| Task goal |
Below is a listing to transcribe in full and exactly; keep the pictures out.

| Material |
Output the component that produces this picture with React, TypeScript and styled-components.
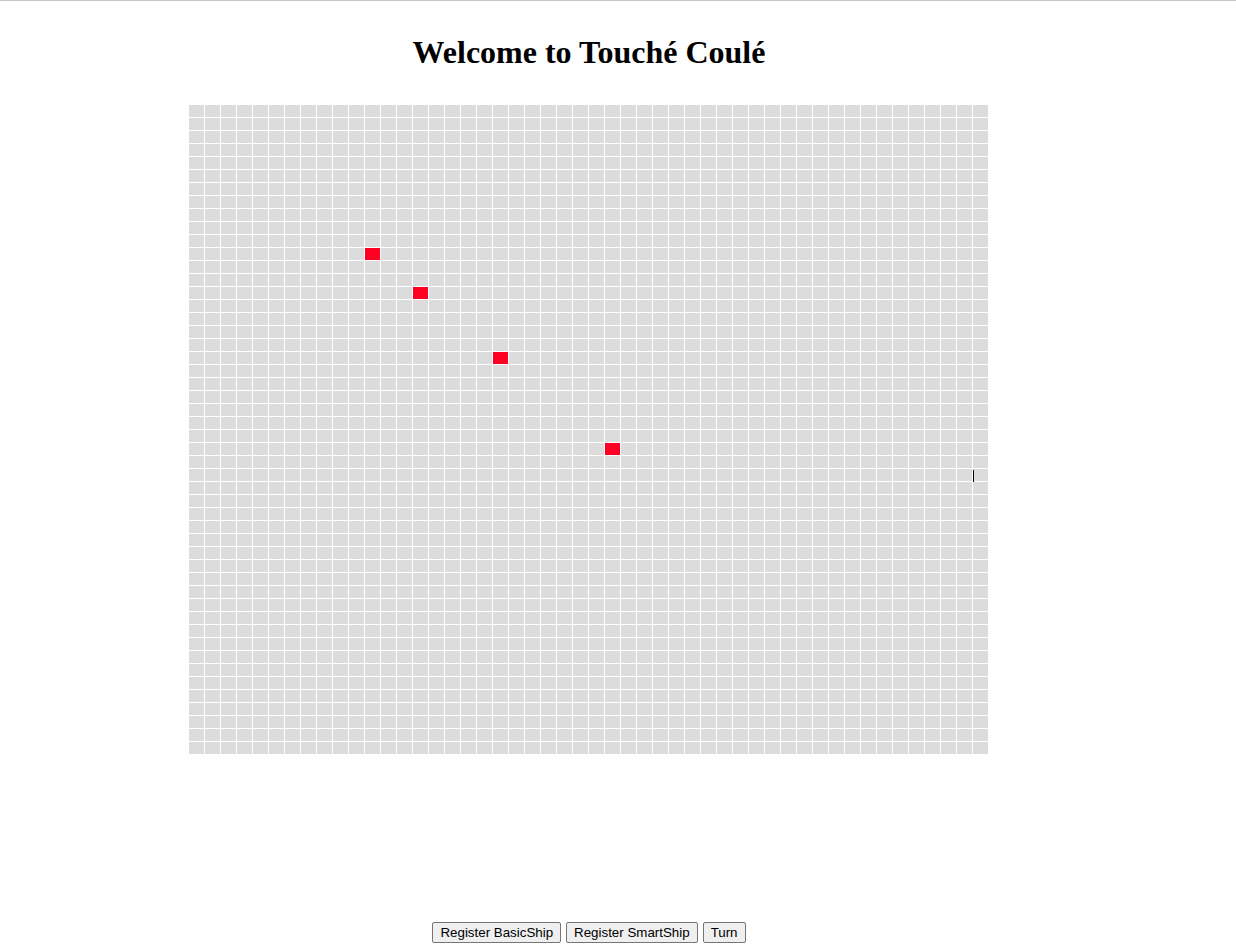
import React from "react";
import styled, { createGlobalStyle } from "styled-components";

const GlobalStyle = createGlobalStyle`
  html, body { margin: 0; padding: 0; background: #ffffff; }
  body {
    font-family: "Liberation Serif", "Times New Roman", serif;
    border-top: 1px solid #c6c6c6;
  }
`;

const COLS = 50;
const ROWS = 50;
const HITS = new Set(["11-11", "14-14", "19-19", "26-26"]);

const Page = styled.div`
  width: 1178px;
  display: flex;
  flex-direction: column;
  align-items: center;
`;

const Title = styled.h1`
  margin: 33px 0 0 0;
  font-family: "Liberation Serif", "Times New Roman", serif;
  font-size: 32px;
  font-weight: bold;
  color: #000;
  line-height: 37px;
`;

const BoardWrap = styled.div`
  position: relative;
  margin-top: 34px;
`;

const Board = styled.div`
  display: grid;
  grid-template-columns: repeat(${COLS}, 15px);
  grid-auto-rows: 12px;
  gap: 1px;
  padding: 0 1px 1px 0;
  width: 799px;
`;

const Cell = styled.div<{ $hit: boolean }>`
  background: ${(p) => (p.$hit ? "#ff0024" : "#dcdcdc")};
`;

const Caret = styled.div`
  position: absolute;
  left: 784px;
  top: 365px;
  width: 1px;
  height: 12px;
  background: #000;
`;

const Controls = styled.div`
  margin-top: 167px;
  display: flex;
  gap: 5px;
`;

const Button = styled.button`
  font-family: "Liberation Sans", Arial, sans-serif;
  font-size: 13.3333px;
  height: 21px;
  padding: 1px 7px;
  background: #efefef;
  color: #000;
  border: 1px solid #767676;
  border-radius: 2px;
  line-height: normal;
  cursor: default;
`;

export default function App() {
  const cells: React.ReactNode[] = [];
  for (let r = 0; r < ROWS; r++) {
    for (let c = 0; c < COLS; c++) {
      cells.push(<Cell key={`${r}-${c}`} $hit={HITS.has(`${r}-${c}`)} />);
    }
  }
  return (
    <>
      <GlobalStyle />
      <Page>
        <Title>Welcome to Touché Coulé</Title>
        <BoardWrap>
          <Board>{cells}</Board>
          <Caret />
        </BoardWrap>
        <Controls>
          <Button>Register BasicShip</Button>
          <Button>Register SmartShip</Button>
          <Button>Turn</Button>
        </Controls>
      </Page>
    </>
  );
}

| Complete response |
Output the component that produces this picture with React, TypeScript and styled-components.
import React from "react";
import styled, { createGlobalStyle } from "styled-components";

const GlobalStyle = createGlobalStyle`
  html, body { margin: 0; padding: 0; background: #ffffff; }
  body {
    font-family: "Liberation Serif", "Times New Roman", serif;
    border-top: 1px solid #c6c6c6;
  }
`;

const COLS = 50;
const ROWS = 50;
const HITS = new Set(["11-11", "14-14", "19-19", "26-26"]);

const Page = styled.div`
  width: 1178px;
  display: flex;
  flex-direction: column;
  align-items: center;
`;

const Title = styled.h1`
  margin: 33px 0 0 0;
  font-family: "Liberation Serif", "Times New Roman", serif;
  font-size: 32px;
  font-weight: bold;
  color: #000;
  line-height: 37px;
`;

const BoardWrap = styled.div`
  position: relative;
  margin-top: 34px;
`;

const Board = styled.div`
  display: grid;
  grid-template-columns: repeat(${COLS}, 15px);
  grid-auto-rows: 12px;
  gap: 1px;
  padding: 0 1px 1px 0;
  width: 799px;
`;

const Cell = styled.div<{ $hit: boolean }>`
  background: ${(p) => (p.$hit ? "#ff0024" : "#dcdcdc")};
`;

const Caret = styled.div`
  position: absolute;
  left: 784px;
  top: 365px;
  width: 1px;
  height: 12px;
  background: #000;
`;

const Controls = styled.div`
  margin-top: 167px;
  display: flex;
  gap: 5px;
`;

const Button = styled.button`
  font-family: "Liberation Sans", Arial, sans-serif;
  font-size: 13.3333px;
  height: 21px;
  padding: 1px 7px;
  background: #efefef;
  color: #000;
  border: 1px solid #767676;
  border-radius: 2px;
  line-height: normal;
  cursor: default;
`;

export default function App() {
  const cells: React.ReactNode[] = [];
  for (let r = 0; r < ROWS; r++) {
    for (let c = 0; c < COLS; c++) {
      cells.push(<Cell key={`${r}-${c}`} $hit={HITS.has(`${r}-${c}`)} />);
    }
  }
  return (
    <>
      <GlobalStyle />
      <Page>
        <Title>Welcome to Touché Coulé</Title>
        <BoardWrap>
          <Board>{cells}</Board>
          <Caret />
        </BoardWrap>
        <Controls>
          <Button>Register BasicShip</Button>
          <Button>Register SmartShip</Button>
          <Button>Turn</Button>
        </Controls>
      </Page>
    </>
  );
}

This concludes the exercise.